Publié le 11 septembre 2017

Le juge des référés peut-il enjoindre à une commune d’enlever des panneaux véhiculant, selon une association, des stéréotypes sexistes et discriminatoires à l’égard des femmes ?

Oui mais sous réserve qu’il s’agisse d’une discrimination, eu égard aux motifs qui l’inspire ou aux effets qu’elle produit, constituant une atteinte à une liberté fondamentale au sens de l’article L. 521-2 du code de justice administrative. En revanche la méconnaissance du principe d’égalité ne révèle pas, par elle-même, une atteinte de cette nature légitimant une intervention du juge des référés. En l’espèce, il résulte de l’instruction que l’installation des panneaux litigieux [1] n’a pas été inspirée par des motifs traduisant la volonté de discriminer une partie de la population et n’a pas pour effet de restreindre l’exercice d’une ou plusieurs libertés fondamentales. Par suite, la commune est fondée à soutenir que c’est à tort que, par l’ordonnance attaquée, le juge des référés du tribunal administratif de Strasbourg a prescrit l’enlèvement des installations litigieuses au motif qu’elles portaient une atteinte grave et manifestement illégale à l’égalité entre les femmes et les hommes, qui est une composante du principe d’égalité.

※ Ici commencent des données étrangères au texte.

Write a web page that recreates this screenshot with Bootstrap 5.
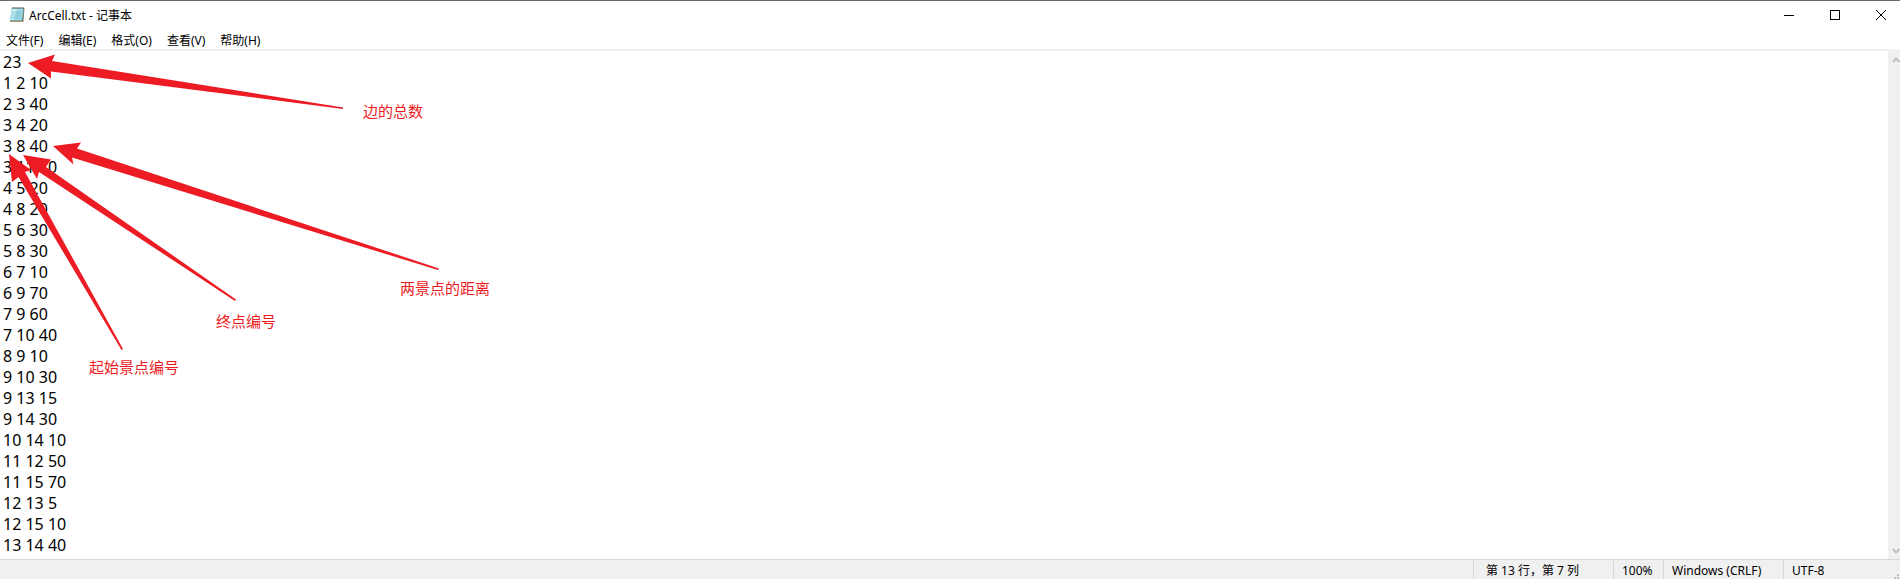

Conseil d’État, 1er septembre 2017, N° 413607

[1La commune de Dannemarie (Haut-Rhin ; 2 300 habitants), choisit chaque année un thème qu’elle décline en animations et en événements sur son territoire. Dans ce cadre, la commune a choisi de faire de 2017 l’année de la femme. Elle a organisé à ce titre un salon de la femme, décidé l’attribution de distinctions à des femmes qui ont marqué la vie de la cité, attribué à une rue le nom de Mme B...A..., en hommage à l’une des fondatrices du Mouvement de libération des femmes, native de Dannemarie, et réalisé au mois d’août 2017 une exposition sur le rôle des femmes pendant la Première Guerre mondiale. La commune a également procédé, au mois de juin 2017, à l’installation dans plusieurs espaces publics de cent vingt-cinq panneaux, fabriqués par la première adjointe au maire, dont soixante ont la forme d’accessoires, tels que chapeaux, sacs ou chaussures, ou d’éléments du corps féminin, tandis que soixante-cinq représentent des silhouettes de femmes, à différents âges de la vie et dans différentes attitudes. Estimant que ces panneaux véhiculaient des stéréotypes sexistes et discriminatoires à l’égard des femmes, l’association " Les Effronté-e-s " a demandé au juge des référés du tribunal administratif de Strasbourg d’en prescrire l’enlèvement de l’espace public sur le fondement des dispositions de l’article L. 521-2 du code de justice administrative.